Un couple homosexuel qui adopte un enfant en Grande Bretagne ne peut obtenir la transcription de son état civil en France. Une femme française, également résidant en Grande Bretagne, qui décide d'avoir un enfant seule, grâce à une rencontre de passage, voire par l'assistance médicale à la procréation, n'aura aucune difficulté pour faire transcrire son état civil sur les registres français. Est-il préférable qu'un enfant soit élevé par une femme seule ou par un couple homosexuel ? Est-il préférable qu'un enfant soit élevé par les services sociaux plutôt que par un couple homosexuel ?

Le renvoi au législateur

La Cour européenne, dans un arrêt Gas et Dubois du 16 mars 2012, a refusé de poser la question en ces termes, laissant aux Etats une large autonomie pour apprécier ces questions éthiques. Elle considère ainsi que le refus d'adoption simple opposé à la compagne de la mère homosexuelle d'un enfant né par assistance médicale à la procréation n'est pas, en soi, discriminatoire. 

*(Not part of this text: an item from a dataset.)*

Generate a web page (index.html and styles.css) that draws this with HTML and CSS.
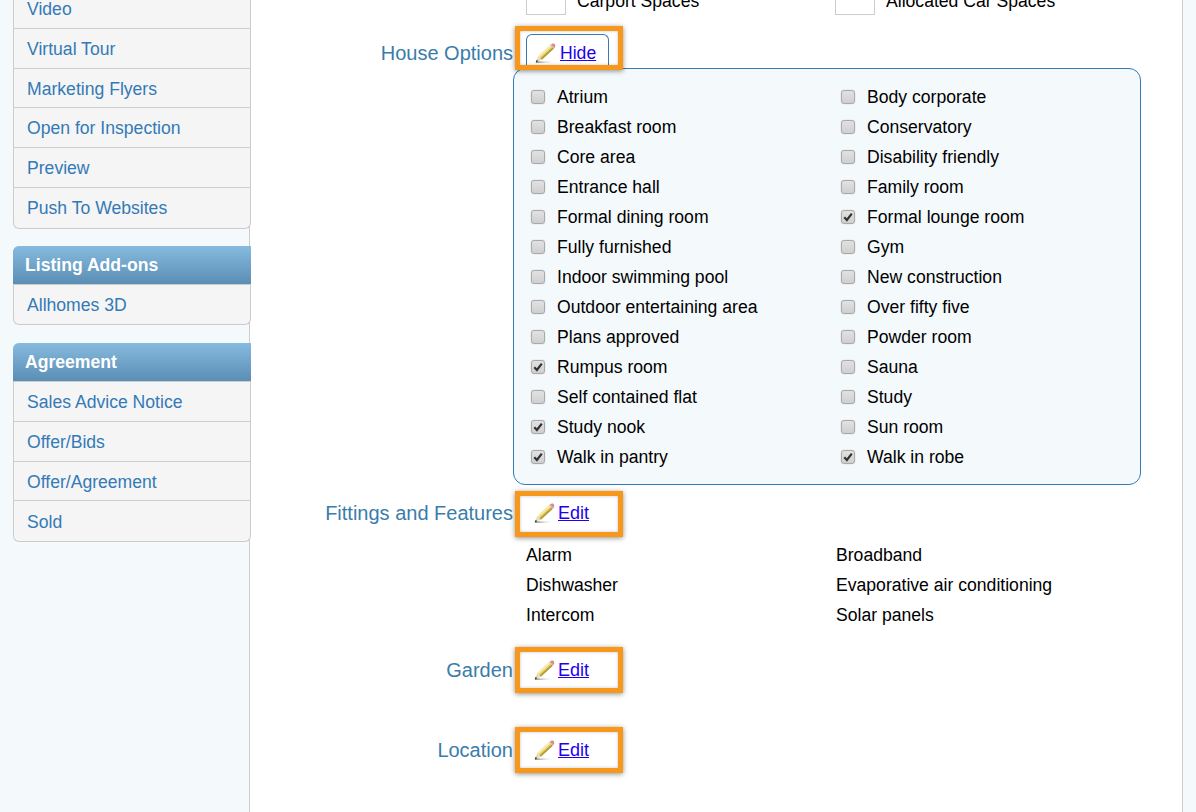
FILE: index.html
```html
<!DOCTYPE html>
<html lang="en">
<head>
<meta charset="utf-8">
<title>Listing</title>
<link rel="stylesheet" href="styles.css">
</head>
<body>
<svg class="defs" width="0" height="0" aria-hidden="true">
  <defs>
    <linearGradient id="pshadow" x1="0" x2="1" y1="0" y2="0">
      <stop offset="0" stop-color="#8a8a8a"/>
      <stop offset="1" stop-color="#d8d8d8" stop-opacity="0"/>
    </linearGradient>
  </defs>
  <symbol id="pencil" viewBox="0 0 22 20">
    <rect x="2" y="18.3" width="17" height="1.7" fill="url(#pshadow)"/>
    <path d="M4.2 13.2 16.2 2.2l3.6 3.6L7.8 16.8z" fill="#e8cf68"/>
    <path d="M4.2 13.2 16.2 2.2l1.3 1.3L5.5 14.5z" fill="#f8eca4"/>
    <path d="M7.8 16.8 19.8 5.8l-1.3-1.3L6.5 15.5z" fill="#b59a45"/>
    <path d="M4.2 13.2 7.8 16.8 1.6 19.4z" fill="#eadbb8"/>
    <path d="M2.8 16.8 4.2 18.2 1.6 19.4z" fill="#2f2f2f"/>
    <path d="M16.2 2.2 17 1.4l3.6 3.6-.8.8z" fill="#b9b9b9"/>
    <path d="M17 1.4C18 .4 19.4 0 20.5.9c1 .9.9 2.7.1 4.1z" fill="#e8808c"/>
  </symbol>
</svg>
<div class="layout">
  <aside class="sidebar">
    <ul class="card first">
      <li><a href="#">Video</a></li>
      <li><a href="#">Virtual Tour</a></li>
      <li><a href="#">Marketing Flyers</a></li>
      <li><a href="#">Open for Inspection</a></li>
      <li><a href="#">Preview</a></li>
      <li><a href="#">Push To Websites</a></li>
    </ul>
    <section class="card titled">
      <h3>Listing Add-ons</h3>
      <ul>
        <li class="short"><a href="#">Allhomes 3D</a></li>
      </ul>
    </section>
    <section class="card titled">
      <h3>Agreement</h3>
      <ul>
        <li><a href="#">Sales Advice Notice</a></li>
        <li><a href="#">Offer/Bids</a></li>
        <li><a href="#">Offer/Agreement</a></li>
        <li><a href="#">Sold</a></li>
      </ul>
    </section>
  </aside>
  <main class="main">
    <div class="cars">
      <label class="car"><span class="numbox"></span>Carport Spaces</label>
      <label class="car"><span class="numbox"></span>Allocated Car Spaces</label>
    </div>

    <div class="opt-row house">
      <span class="opt-label">House Options</span>
      <span class="tab"><svg class="pencil"><use href="#pencil"/></svg><a href="#">Hide</a></span>
      <span class="callout"></span>
    </div>
    <div class="panel">
      <label class="opt"><input type="checkbox">Atrium</label>
      <label class="opt"><input type="checkbox">Body corporate</label>
      <label class="opt"><input type="checkbox">Breakfast room</label>
      <label class="opt"><input type="checkbox">Conservatory</label>
      <label class="opt"><input type="checkbox">Core area</label>
      <label class="opt"><input type="checkbox">Disability friendly</label>
      <label class="opt"><input type="checkbox">Entrance hall</label>
      <label class="opt"><input type="checkbox">Family room</label>
      <label class="opt"><input type="checkbox">Formal dining room</label>
      <label class="opt"><input type="checkbox" checked>Formal lounge room</label>
      <label class="opt"><input type="checkbox">Fully furnished</label>
      <label class="opt"><input type="checkbox">Gym</label>
      <label class="opt"><input type="checkbox">Indoor swimming pool</label>
      <label class="opt"><input type="checkbox">New construction</label>
      <label class="opt"><input type="checkbox">Outdoor entertaining area</label>
      <label class="opt"><input type="checkbox">Over fifty five</label>
      <label class="opt"><input type="checkbox">Plans approved</label>
      <label class="opt"><input type="checkbox">Powder room</label>
      <label class="opt"><input type="checkbox" checked>Rumpus room</label>
      <label class="opt"><input type="checkbox">Sauna</label>
      <label class="opt"><input type="checkbox">Self contained flat</label>
      <label class="opt"><input type="checkbox">Study</label>
      <label class="opt"><input type="checkbox" checked>Study nook</label>
      <label class="opt"><input type="checkbox">Sun room</label>
      <label class="opt"><input type="checkbox" checked>Walk in pantry</label>
      <label class="opt"><input type="checkbox" checked>Walk in robe</label>
    </div>

    <div class="opt-row fittings">
      <span class="opt-label">Fittings and Features</span>
      <span class="edit"><svg class="pencil"><use href="#pencil"/></svg><a href="#">Edit</a></span>
      <span class="callout"></span>
    </div>
    <div class="summary">
      <span>Alarm</span><span>Broadband</span>
      <span>Dishwasher</span><span>Evaporative air conditioning</span>
      <span>Intercom</span><span>Solar panels</span>
    </div>

    <div class="opt-row garden">
      <span class="opt-label">Garden</span>
      <span class="edit"><svg class="pencil"><use href="#pencil"/></svg><a href="#">Edit</a></span>
      <span class="callout"></span>
    </div>
    <div class="opt-row location">
      <span class="opt-label">Location</span>
      <span class="edit"><svg class="pencil"><use href="#pencil"/></svg><a href="#">Edit</a></span>
      <span class="callout"></span>
    </div>
  </main>
</div>
</body>
</html>
```

FILE: styles.css
```css
* { box-sizing: border-box; }
html, body { margin: 0; height: 812px; overflow: hidden; }
body {
  background: #f4f9fc;
  color: #000;
  font-family: "Liberation Sans", Arial, sans-serif;
  font-size: 17.6px;
  line-height: 24px;
}
.defs { position: absolute; }
a { color: #2200ee; }

.layout {
  display: flex;
  align-items: stretch;
  margin-top: -20px;
  padding-left: 13px;
  height: 840px;
}

/* Sidebar */
.sidebar {
  flex: 0 0 238px;
  padding-top: 9px;
  position: relative;
  z-index: 1;
  display: flex;
  flex-direction: column;
  gap: 18px;
}
.card, .card ul { list-style: none; margin: 0; padding: 0; }
.card {
  background: #f5f5f5;
  border: 1px solid #ccc;
  border-top: 0;
  border-radius: 0 0 6px 6px;
}
.card li {
  height: 39.75px;
  padding: 1.5px 0 0 13px;
  display: flex;
  align-items: center;
  border-bottom: 1px solid #ccc;
}
.card li:last-child { border-bottom: 0; }
.card li.short { height: 39px; }
.card.first { margin-bottom: -0.5px; }
.card a { color: #337ab7; text-decoration: none; }
.titled { border-radius: 6px; }
.titled h3 {
  margin: 0 -1px;
  height: 39px;
  padding-left: 12px;
  display: flex;
  align-items: center;
  font-size: 17.6px;
  font-weight: 700;
  color: #fff;
  background: linear-gradient(#87badf, #5b8eb4);
  border-bottom: 1px solid #ccc;
  border-radius: 6px 0 0 0;
}

/* Main */
.main {
  flex: 0 0 934px;
  margin-left: -2px;
  padding-top: 1px;
  background: #fff;
  border-left: 1px solid #ccc;
  border-right: 1px solid #ccc;
}
.cars {
  display: grid;
  grid-template-columns: 309px 309px;
  padding-left: 276px;
  height: 45px;
}
.car {
  display: flex;
  align-items: center;
  gap: 11px;
  height: 34px;
  padding-top: 6px;
}
.numbox {
  flex: none;
  width: 40px;
  height: 34px;
  margin-top: -6px;
  background: #fff;
  border: 1px solid #ccc;
}

.opt-row {
  position: relative;
  display: flex;
  align-items: center;
  height: 46px;
}
.opt-label {
  flex: 0 0 263px;
  text-align: right;
  color: #3a7cab;
  font-size: 20px;
}
.callout {
  position: absolute;
  left: 264.5px;
  top: 0;
  width: 108px;
  height: 46px;
  border: 5px solid #f7981d;
  box-shadow: 0 1px 5px rgba(0, 0, 0, .45), inset 0 0 3px rgba(0, 0, 0, .25);
  z-index: 2;
  pointer-events: none;
}
.pencil { width: 22px; height: 20px; flex: none; }
.house { height: 42px; align-items: flex-end; }
.house .opt-label { padding-bottom: 3px; }
.house .callout { height: 44px; }
.tab {
  display: flex;
  align-items: center;
  gap: 4px;
  margin-left: 13px;
  width: 83px;
  height: 35px;
  padding: 1px 0 0 7px;
  margin-bottom: -1px;
  background: #fff;
  border: 1px solid #337ab7;
  border-bottom: 0;
  border-radius: 6px 6px 0 0;
}
.edit {
  display: flex;
  align-items: center;
  gap: 3px;
  margin-left: 20px;
  font-size: 18px;
}

.panel {
  display: grid;
  grid-template-columns: 310px 310px;
  grid-auto-rows: 30px;
  width: 628px;
  height: 417px;
  margin-left: 263px;
  padding: 13px 0 0 17px;
  background: #f4f9fc;
  border: 1px solid #337ab7;
  border-radius: 12px;
}
.opt { display: flex; align-items: center; }
.opt input {
  appearance: none;
  -webkit-appearance: none;
  flex: none;
  width: 14px;
  height: 14px;
  margin: -1px 12px 0 0;
  border: 1px solid #a9a9a9;
  border-radius: 3px;
  background: linear-gradient(#e2e2e2, #cfcfcf);
  box-shadow: 0 0 1px rgba(0, 0, 0, .35);
}
.opt input:checked {
  background:
    url("data:image/svg+xml,%3Csvg xmlns='http://www.w3.org/2000/svg' viewBox='0 0 12 12'%3E%3Cpath d='M2.3 6.3 4.9 9 9.8 2.6' fill='none' stroke='%23333' stroke-width='2.2'/%3E%3C/svg%3E") center / 12px 12px no-repeat,
    linear-gradient(#e2e2e2, #cfcfcf);
}

.fittings { margin-top: 6px; padding-bottom: 2px; }
.summary {
  display: grid;
  grid-template-columns: 310px 310px;
  grid-auto-rows: 30px;
  padding-left: 276px;
  margin-top: 6px;
}
.garden { margin-top: 14px; }
.location { margin-top: 34px; }
```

De toute évidence, la Cour de cassation refuse de faire entrer le droit à l'adoption des homosexuels dans le droit positif, de manière subreptice, par le contentieux de l'état civil. Sa sévérité doit être interprétée comme un appel au législateur. D'une certaine manière, cette décision présente l'intérêt de placer le débat sur l'intérieur supérieur de l'enfant, et non pas seulement sur une démarche militante de revendication des droits des homosexuels. Un élément important dans le débat, au moment précis où l'alternance politique laisse augurer une évolution dans ce domaine.